# Session Log: Paper Editing - Final Revision for Agents4Science 2025 Submission

**Date**: September 13, 2025  
**Focus**: Comprehensive paper editing for academic integrity, readability, and submission readiness with 33 hours remaining before Agents4Science 2025 deadline (September 15, 2025 12:00AM UTC)

## Session Overview

This session focused on systematic paper editing to improve academic integrity, clarity, and scholarly rigor of the "Consistency Confound" paper. The work involved detailed review and revision of multiple sections, with emphasis on transparent reporting, accurate citations, clearer explanations, and stronger methodological descriptions. Key accomplishments include comprehensive limitations section rewrite, removal of redundant figures, and enhancement of experimental detail.
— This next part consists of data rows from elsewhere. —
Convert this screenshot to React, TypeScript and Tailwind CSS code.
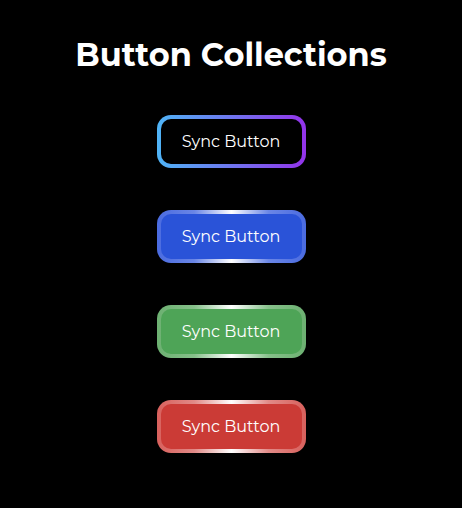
import React from "react";

const btns = [
  {
    outer: "bg-[linear-gradient(90deg,#4fb4f6_0%,#6b7cf0_45%,#9333ea_100%)]",
    inner: "bg-black",
  },
  {
    outer:
      "bg-[linear-gradient(90deg,#4a6be0_0%,#6a86e6_25%,#ffffff_50%,#6a86e6_75%,#4a6be0_100%)]",
    inner: "bg-[#2a53d8]",
  },
  {
    outer:
      "bg-[linear-gradient(90deg,#6cb071_0%,#86c08a_25%,#ffffff_50%,#86c08a_75%,#6cb071_100%)]",
    inner: "bg-[#4ea457]",
  },
  {
    outer:
      "bg-[linear-gradient(90deg,#d8605c_0%,#e18a87_25%,#ffffff_50%,#e18a87_75%,#d8605c_100%)]",
    inner: "bg-[#cb3b36]",
  },
];

export default function App() {
  return (
    <div className="w-[462px] h-[508px] bg-black flex flex-col items-center pt-[34px] font-[Montserrat,'Open_Sans',sans-serif]">
      <h1 className="text-white text-[32px] font-bold leading-[42px]">
        Button Collections
      </h1>
      <div className="mt-[39px] flex flex-col items-center gap-[42px]">
        {btns.map((b, i) => (
          <div
            key={i}
            className={`w-[149px] h-[53px] rounded-[14px] p-[4px] ${b.outer}`}
          >
            <div
              className={`w-full h-full rounded-[10px] flex items-center justify-center text-white text-[16px] ${b.inner}`}
            >
              Sync Button
            </div>
          </div>
        ))}
      </div>
    </div>
  );
}
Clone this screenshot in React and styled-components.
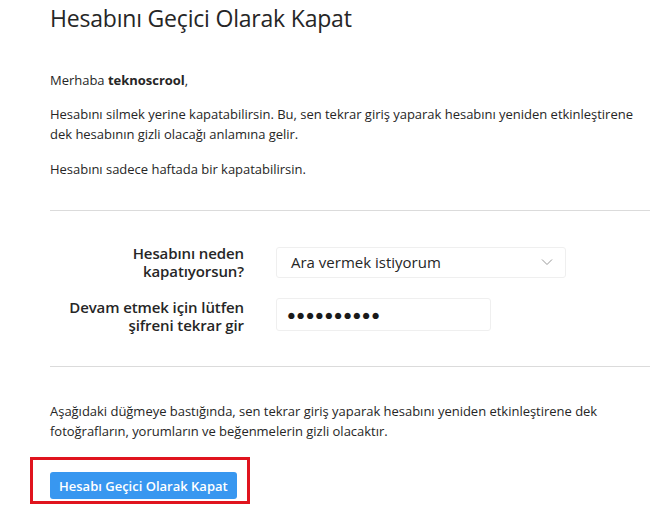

## Session Context and Continuation Point

**Previous Status**: Paper was in near-submission state with complete experimental results, figures, and statistical analysis. All H1-H7 experiments completed with confidence intervals and statistical rigor implemented.

**Current Session Goal**: Conduct final review pass addressing academic integrity, clarity, and specific section improvements identified by human reviewer. Prepare paper for submission within deadline constraints.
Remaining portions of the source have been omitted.